Why GAO Did This Study

In accordance with the authority granted by the Chief Financial Officers Act of 1990, GAO annually audits IRS’s financial statements to determine whether (1) the financial statements are fairly presented and (2) IRS management maintained effective internal control over financial reporting. GAO also tests IRS’s compliance with selected provisions of applicable laws, regulations, contracts, and grant agreements.

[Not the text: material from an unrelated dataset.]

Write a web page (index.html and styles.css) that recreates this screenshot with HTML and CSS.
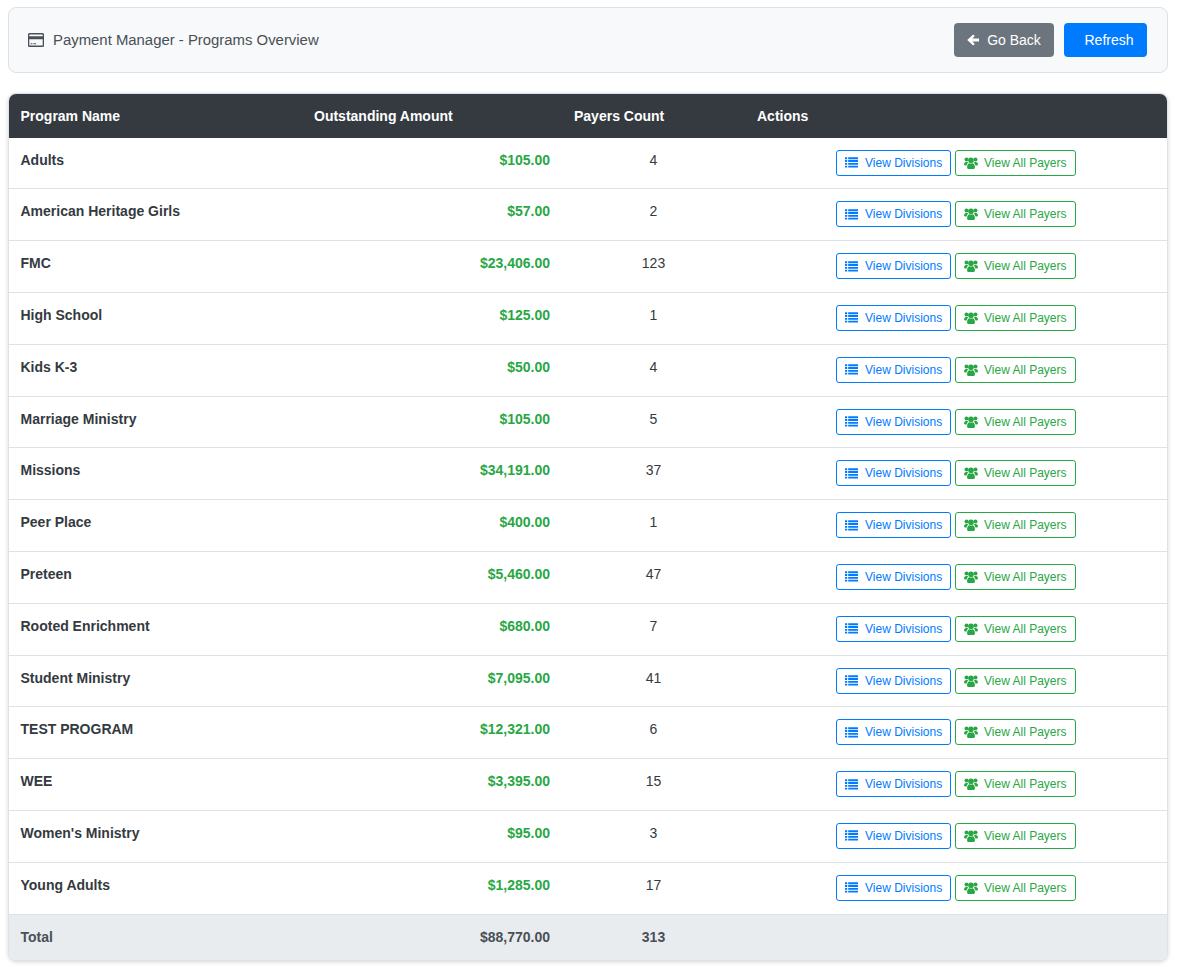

IRS’s tax collection activities are significant to overall federal receipts, and the effectiveness of its financial management is of substantial interest to Congress and the nation’s taxpayers.

What GAO Recommends

Based on prior financial statement audits, GAO made numerous recommendations to IRS to address internal control deficiencies. GAO will continue to monitor and will report separately on IRS’s progress in implementing prior recommendations that remain open. Consistent with past practice, GAO will also be separately reporting on the new internal control deficiencies identified in this year’s audit, and providing IRS recommendations for corrective actions to address them.

In commenting on a draft of this report, IRS stated that it would continue to increase its focus on information security and internal controls while improving financial reporting.